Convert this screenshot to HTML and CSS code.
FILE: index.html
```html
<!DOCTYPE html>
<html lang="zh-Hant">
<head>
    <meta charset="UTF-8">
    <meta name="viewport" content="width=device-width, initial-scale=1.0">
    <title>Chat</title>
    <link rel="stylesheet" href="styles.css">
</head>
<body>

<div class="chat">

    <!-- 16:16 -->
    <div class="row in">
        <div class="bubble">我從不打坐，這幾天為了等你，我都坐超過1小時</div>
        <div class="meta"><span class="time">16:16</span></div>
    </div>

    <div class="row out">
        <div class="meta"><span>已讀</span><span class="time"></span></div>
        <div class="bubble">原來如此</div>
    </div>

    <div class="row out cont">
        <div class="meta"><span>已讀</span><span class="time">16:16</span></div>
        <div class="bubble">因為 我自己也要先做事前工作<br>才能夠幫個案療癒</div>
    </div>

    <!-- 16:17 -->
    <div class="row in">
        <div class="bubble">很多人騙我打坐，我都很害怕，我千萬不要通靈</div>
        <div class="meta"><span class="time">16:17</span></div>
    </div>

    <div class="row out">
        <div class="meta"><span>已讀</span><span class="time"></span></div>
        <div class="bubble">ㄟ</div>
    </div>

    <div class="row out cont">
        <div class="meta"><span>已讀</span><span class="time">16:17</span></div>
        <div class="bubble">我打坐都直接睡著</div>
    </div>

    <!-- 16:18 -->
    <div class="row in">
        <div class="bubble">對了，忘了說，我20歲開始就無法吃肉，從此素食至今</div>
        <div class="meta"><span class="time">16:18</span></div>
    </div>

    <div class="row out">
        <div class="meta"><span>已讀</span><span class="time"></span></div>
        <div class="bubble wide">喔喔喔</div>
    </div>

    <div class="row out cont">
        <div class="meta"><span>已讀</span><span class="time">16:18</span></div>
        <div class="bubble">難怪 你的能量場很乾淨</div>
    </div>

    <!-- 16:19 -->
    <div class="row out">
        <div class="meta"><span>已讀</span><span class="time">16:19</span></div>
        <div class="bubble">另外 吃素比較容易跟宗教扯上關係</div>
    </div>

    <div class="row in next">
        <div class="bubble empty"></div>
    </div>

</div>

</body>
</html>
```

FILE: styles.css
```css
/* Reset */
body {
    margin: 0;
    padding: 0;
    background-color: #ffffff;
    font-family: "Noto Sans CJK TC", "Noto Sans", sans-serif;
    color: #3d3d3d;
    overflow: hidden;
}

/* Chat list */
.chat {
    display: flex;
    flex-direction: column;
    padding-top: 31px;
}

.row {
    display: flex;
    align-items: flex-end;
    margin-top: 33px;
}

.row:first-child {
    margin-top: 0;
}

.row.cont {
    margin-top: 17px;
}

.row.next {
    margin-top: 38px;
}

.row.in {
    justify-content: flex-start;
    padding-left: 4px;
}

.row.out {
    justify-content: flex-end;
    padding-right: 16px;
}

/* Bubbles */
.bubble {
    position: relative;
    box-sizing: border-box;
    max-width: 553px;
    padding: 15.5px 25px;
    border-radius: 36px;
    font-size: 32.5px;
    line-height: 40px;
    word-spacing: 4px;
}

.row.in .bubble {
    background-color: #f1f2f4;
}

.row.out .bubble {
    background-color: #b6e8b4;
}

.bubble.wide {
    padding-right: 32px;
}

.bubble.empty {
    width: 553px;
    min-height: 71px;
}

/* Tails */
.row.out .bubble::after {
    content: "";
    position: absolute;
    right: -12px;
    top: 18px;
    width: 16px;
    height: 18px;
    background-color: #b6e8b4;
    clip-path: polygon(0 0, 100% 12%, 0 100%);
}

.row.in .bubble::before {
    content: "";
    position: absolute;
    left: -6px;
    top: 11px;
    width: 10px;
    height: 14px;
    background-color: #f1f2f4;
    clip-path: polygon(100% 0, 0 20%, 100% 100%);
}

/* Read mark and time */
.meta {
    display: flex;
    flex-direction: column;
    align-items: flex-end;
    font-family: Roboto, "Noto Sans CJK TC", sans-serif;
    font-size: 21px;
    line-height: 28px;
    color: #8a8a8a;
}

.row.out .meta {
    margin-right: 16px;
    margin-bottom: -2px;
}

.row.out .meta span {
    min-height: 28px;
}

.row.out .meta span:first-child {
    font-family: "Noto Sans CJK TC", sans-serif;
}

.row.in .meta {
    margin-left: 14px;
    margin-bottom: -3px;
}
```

________________________

Task
Quote the entire listing above exactly.

Written reply
Convert this screenshot to HTML and CSS code.
FILE: index.html
```html
<!DOCTYPE html>
<html lang="zh-Hant">
<head>
    <meta charset="UTF-8">
    <meta name="viewport" content="width=device-width, initial-scale=1.0">
    <title>Chat</title>
    <link rel="stylesheet" href="styles.css">
</head>
<body>

<div class="chat">

    <!-- 16:16 -->
    <div class="row in">
        <div class="bubble">我從不打坐，這幾天為了等你，我都坐超過1小時</div>
        <div class="meta"><span class="time">16:16</span></div>
    </div>

    <div class="row out">
        <div class="meta"><span>已讀</span><span class="time"></span></div>
        <div class="bubble">原來如此</div>
    </div>

    <div class="row out cont">
        <div class="meta"><span>已讀</span><span class="time">16:16</span></div>
        <div class="bubble">因為 我自己也要先做事前工作<br>才能夠幫個案療癒</div>
    </div>

    <!-- 16:17 -->
    <div class="row in">
        <div class="bubble">很多人騙我打坐，我都很害怕，我千萬不要通靈</div>
        <div class="meta"><span class="time">16:17</span></div>
    </div>

    <div class="row out">
        <div class="meta"><span>已讀</span><span class="time"></span></div>
        <div class="bubble">ㄟ</div>
    </div>

    <div class="row out cont">
        <div class="meta"><span>已讀</span><span class="time">16:17</span></div>
        <div class="bubble">我打坐都直接睡著</div>
    </div>

    <!-- 16:18 -->
    <div class="row in">
        <div class="bubble">對了，忘了說，我20歲開始就無法吃肉，從此素食至今</div>
        <div class="meta"><span class="time">16:18</span></div>
    </div>

    <div class="row out">
        <div class="meta"><span>已讀</span><span class="time"></span></div>
        <div class="bubble wide">喔喔喔</div>
    </div>

    <div class="row out cont">
        <div class="meta"><span>已讀</span><span class="time">16:18</span></div>
        <div class="bubble">難怪 你的能量場很乾淨</div>
    </div>

    <!-- 16:19 -->
    <div class="row out">
        <div class="meta"><span>已讀</span><span class="time">16:19</span></div>
        <div class="bubble">另外 吃素比較容易跟宗教扯上關係</div>
    </div>

    <div class="row in next">
        <div class="bubble empty"></div>
    </div>

</div>

</body>
</html>
```

FILE: styles.css
```css
/* Reset */
body {
    margin: 0;
    padding: 0;
    background-color: #ffffff;
    font-family: "Noto Sans CJK TC", "Noto Sans", sans-serif;
    color: #3d3d3d;
    overflow: hidden;
}

/* Chat list */
.chat {
    display: flex;
    flex-direction: column;
    padding-top: 31px;
}

.row {
    display: flex;
    align-items: flex-end;
    margin-top: 33px;
}

.row:first-child {
    margin-top: 0;
}

.row.cont {
    margin-top: 17px;
}

.row.next {
    margin-top: 38px;
}

.row.in {
    justify-content: flex-start;
    padding-left: 4px;
}

.row.out {
    justify-content: flex-end;
    padding-right: 16px;
}

/* Bubbles */
.bubble {
    position: relative;
    box-sizing: border-box;
    max-width: 553px;
    padding: 15.5px 25px;
    border-radius: 36px;
    font-size: 32.5px;
    line-height: 40px;
    word-spacing: 4px;
}

.row.in .bubble {
    background-color: #f1f2f4;
}

.row.out .bubble {
    background-color: #b6e8b4;
}

.bubble.wide {
    padding-right: 32px;
}

.bubble.empty {
    width: 553px;
    min-height: 71px;
}

/* Tails */
.row.out .bubble::after {
    content: "";
    position: absolute;
    right: -12px;
    top: 18px;
    width: 16px;
    height: 18px;
    background-color: #b6e8b4;
    clip-path: polygon(0 0, 100% 12%, 0 100%);
}

.row.in .bubble::before {
    content: "";
    position: absolute;
    left: -6px;
    top: 11px;
    width: 10px;
    height: 14px;
    background-color: #f1f2f4;
    clip-path: polygon(100% 0, 0 20%, 100% 100%);
}

/* Read mark and time */
.meta {
    display: flex;
    flex-direction: column;
    align-items: flex-end;
    font-family: Roboto, "Noto Sans CJK TC", sans-serif;
    font-size: 21px;
    line-height: 28px;
    color: #8a8a8a;
}

.row.out .meta {
    margin-right: 16px;
    margin-bottom: -2px;
}

.row.out .meta span {
    min-height: 28px;
}

.row.out .meta span:first-child {
    font-family: "Noto Sans CJK TC", sans-serif;
}

.row.in .meta {
    margin-left: 14px;
    margin-bottom: -3px;
}
```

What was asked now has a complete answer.